→ EXERCISE MATERIAL:
_ _ _ _ _

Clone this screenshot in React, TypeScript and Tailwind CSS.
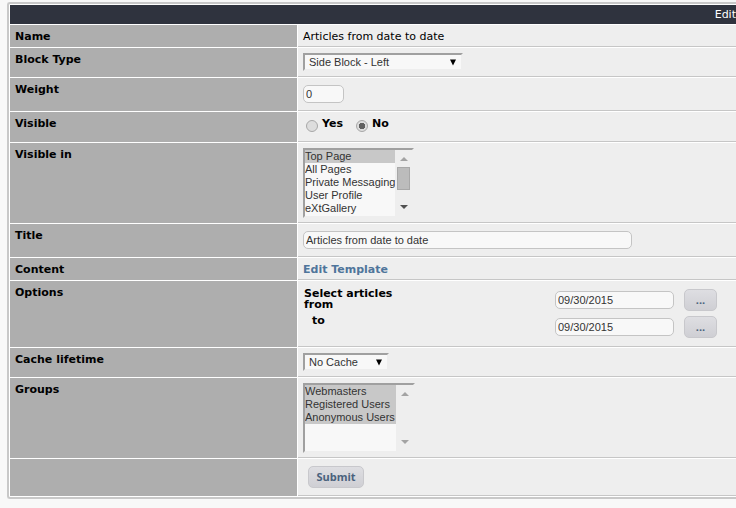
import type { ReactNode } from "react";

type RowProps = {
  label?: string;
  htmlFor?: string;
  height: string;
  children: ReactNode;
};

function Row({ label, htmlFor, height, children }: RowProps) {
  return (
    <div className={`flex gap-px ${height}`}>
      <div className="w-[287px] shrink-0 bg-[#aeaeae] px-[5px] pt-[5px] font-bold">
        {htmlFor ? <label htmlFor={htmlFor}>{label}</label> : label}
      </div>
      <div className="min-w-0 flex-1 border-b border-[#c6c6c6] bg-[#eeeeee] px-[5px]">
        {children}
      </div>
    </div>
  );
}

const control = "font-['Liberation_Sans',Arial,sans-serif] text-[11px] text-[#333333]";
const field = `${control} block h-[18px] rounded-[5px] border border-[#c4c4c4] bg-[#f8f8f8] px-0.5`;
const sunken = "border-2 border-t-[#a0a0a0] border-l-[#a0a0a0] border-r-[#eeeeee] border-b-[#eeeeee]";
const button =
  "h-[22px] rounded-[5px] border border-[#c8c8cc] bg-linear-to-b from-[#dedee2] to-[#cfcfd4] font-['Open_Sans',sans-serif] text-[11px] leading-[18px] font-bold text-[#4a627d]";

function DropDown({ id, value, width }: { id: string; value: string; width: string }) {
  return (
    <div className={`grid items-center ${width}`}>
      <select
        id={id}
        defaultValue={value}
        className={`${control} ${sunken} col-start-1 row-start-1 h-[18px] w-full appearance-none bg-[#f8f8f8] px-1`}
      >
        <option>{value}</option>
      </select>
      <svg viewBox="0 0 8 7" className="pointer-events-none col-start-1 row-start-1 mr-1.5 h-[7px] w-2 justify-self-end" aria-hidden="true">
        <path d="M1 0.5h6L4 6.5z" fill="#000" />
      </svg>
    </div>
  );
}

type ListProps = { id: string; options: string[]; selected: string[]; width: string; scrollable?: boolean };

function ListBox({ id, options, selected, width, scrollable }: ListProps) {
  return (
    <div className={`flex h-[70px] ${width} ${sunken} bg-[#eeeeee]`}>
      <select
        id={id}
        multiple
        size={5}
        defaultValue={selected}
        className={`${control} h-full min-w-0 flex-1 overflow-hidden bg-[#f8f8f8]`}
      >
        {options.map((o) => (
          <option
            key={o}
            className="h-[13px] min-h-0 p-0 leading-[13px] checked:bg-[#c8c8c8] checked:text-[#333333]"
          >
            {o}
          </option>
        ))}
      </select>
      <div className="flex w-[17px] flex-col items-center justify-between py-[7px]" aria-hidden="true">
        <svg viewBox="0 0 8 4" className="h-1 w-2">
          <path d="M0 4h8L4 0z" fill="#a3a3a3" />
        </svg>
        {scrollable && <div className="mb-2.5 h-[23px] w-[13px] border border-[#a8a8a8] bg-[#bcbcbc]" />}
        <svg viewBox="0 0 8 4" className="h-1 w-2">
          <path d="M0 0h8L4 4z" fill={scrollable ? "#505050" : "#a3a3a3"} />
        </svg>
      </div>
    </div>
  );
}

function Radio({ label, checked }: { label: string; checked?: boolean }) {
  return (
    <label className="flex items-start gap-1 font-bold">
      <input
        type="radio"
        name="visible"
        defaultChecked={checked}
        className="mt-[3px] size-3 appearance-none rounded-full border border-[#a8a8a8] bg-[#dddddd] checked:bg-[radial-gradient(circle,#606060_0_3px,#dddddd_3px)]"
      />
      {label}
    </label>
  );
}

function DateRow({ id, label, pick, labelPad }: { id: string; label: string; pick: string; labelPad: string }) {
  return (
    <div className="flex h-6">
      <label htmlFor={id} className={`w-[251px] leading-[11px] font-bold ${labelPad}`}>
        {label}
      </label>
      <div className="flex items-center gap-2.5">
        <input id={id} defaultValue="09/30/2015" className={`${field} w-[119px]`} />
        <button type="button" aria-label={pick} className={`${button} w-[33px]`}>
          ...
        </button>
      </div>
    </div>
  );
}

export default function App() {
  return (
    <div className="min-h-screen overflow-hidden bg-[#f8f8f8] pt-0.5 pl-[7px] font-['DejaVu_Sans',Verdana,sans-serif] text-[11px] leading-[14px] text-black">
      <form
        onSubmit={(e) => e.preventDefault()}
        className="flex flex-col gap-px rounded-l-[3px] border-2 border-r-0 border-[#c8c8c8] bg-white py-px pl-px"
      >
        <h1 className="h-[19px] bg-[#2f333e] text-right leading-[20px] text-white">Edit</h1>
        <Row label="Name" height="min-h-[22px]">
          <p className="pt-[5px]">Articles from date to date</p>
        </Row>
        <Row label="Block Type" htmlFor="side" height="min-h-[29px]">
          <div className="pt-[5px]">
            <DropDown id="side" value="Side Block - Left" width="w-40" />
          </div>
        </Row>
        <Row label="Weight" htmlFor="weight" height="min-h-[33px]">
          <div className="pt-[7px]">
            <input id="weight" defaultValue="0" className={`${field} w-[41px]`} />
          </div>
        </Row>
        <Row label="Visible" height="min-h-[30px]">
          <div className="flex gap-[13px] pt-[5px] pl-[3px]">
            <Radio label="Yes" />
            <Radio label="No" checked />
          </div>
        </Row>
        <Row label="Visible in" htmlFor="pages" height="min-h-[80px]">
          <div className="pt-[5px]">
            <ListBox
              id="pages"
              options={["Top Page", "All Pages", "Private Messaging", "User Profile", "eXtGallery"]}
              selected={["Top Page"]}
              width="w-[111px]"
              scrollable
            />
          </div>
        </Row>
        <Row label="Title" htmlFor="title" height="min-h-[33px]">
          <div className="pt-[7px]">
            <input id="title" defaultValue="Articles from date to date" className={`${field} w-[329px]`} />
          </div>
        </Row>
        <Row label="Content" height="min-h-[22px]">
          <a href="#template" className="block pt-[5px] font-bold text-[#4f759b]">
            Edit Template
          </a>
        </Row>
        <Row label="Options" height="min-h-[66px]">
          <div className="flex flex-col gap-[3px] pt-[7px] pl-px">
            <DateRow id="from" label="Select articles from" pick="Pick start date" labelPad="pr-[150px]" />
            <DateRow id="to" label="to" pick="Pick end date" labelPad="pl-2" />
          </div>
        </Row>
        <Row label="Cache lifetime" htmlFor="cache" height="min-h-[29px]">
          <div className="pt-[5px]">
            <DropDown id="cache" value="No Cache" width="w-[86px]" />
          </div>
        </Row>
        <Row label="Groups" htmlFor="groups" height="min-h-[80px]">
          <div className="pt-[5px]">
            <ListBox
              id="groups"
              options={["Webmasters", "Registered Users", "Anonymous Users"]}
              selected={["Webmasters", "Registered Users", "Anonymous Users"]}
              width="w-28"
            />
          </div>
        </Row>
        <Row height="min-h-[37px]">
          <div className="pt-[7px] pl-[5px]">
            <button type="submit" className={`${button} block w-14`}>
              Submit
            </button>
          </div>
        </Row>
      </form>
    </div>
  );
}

_ _ _ _ _

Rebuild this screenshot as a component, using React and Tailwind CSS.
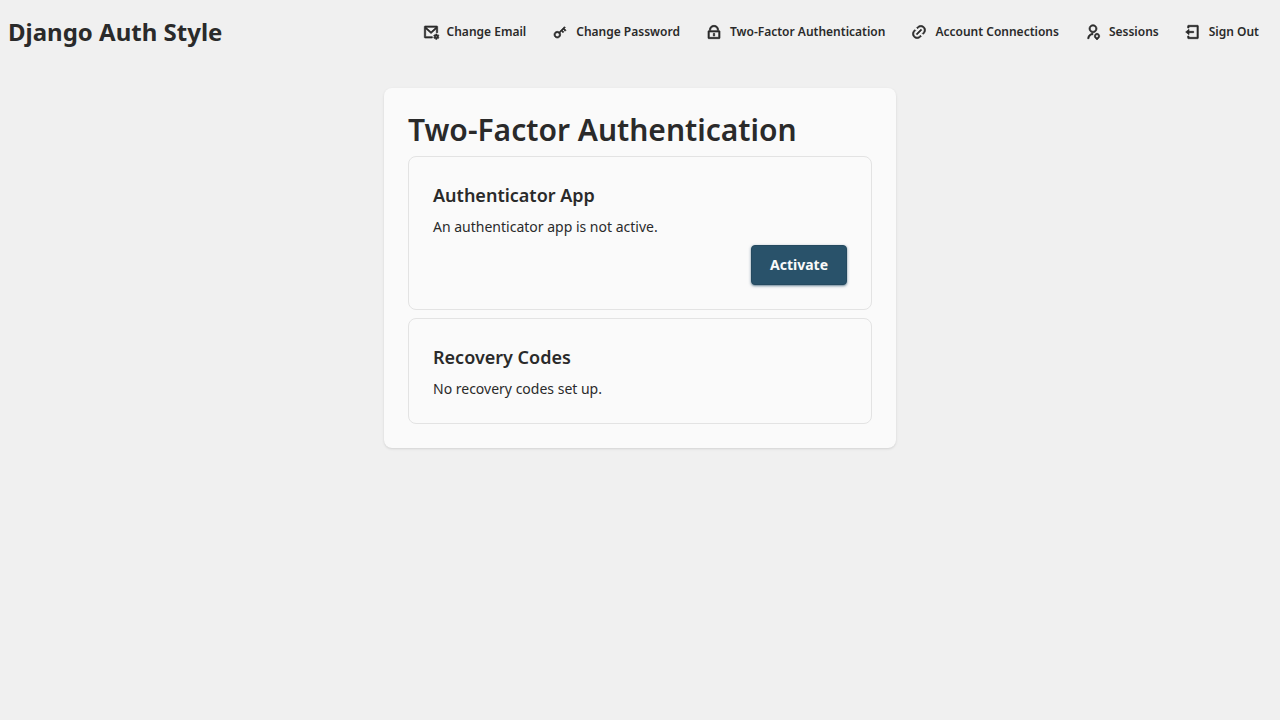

_ _ _ _ _

→ WHAT IS REQUIRED: Only the stretch from the line with "Clone this screenshot" through the line with "rounded-[5px] border border-[#c8c8cc]" should be copied, exactly and with both ends. Drop the pictures.

→ RESPONSE TO THIS TASK:
Clone this screenshot in React, TypeScript and Tailwind CSS.
import type { ReactNode } from "react";

type RowProps = {
  label?: string;
  htmlFor?: string;
  height: string;
  children: ReactNode;
};

function Row({ label, htmlFor, height, children }: RowProps) {
  return (
    <div className={`flex gap-px ${height}`}>
      <div className="w-[287px] shrink-0 bg-[#aeaeae] px-[5px] pt-[5px] font-bold">
        {htmlFor ? <label htmlFor={htmlFor}>{label}</label> : label}
      </div>
      <div className="min-w-0 flex-1 border-b border-[#c6c6c6] bg-[#eeeeee] px-[5px]">
        {children}
      </div>
    </div>
  );
}

const control = "font-['Liberation_Sans',Arial,sans-serif] text-[11px] text-[#333333]";
const field = `${control} block h-[18px] rounded-[5px] border border-[#c4c4c4] bg-[#f8f8f8] px-0.5`;
const sunken = "border-2 border-t-[#a0a0a0] border-l-[#a0a0a0] border-r-[#eeeeee] border-b-[#eeeeee]";
const button =
  "h-[22px] rounded-[5px] border border-[#c8c8cc] bg-linear-to-b from-[#dedee2] to-[#cfcfd4] font-['Open_Sans',sans-serif] text-[11px] leading-[18px] font-bold text-[#4a627d]";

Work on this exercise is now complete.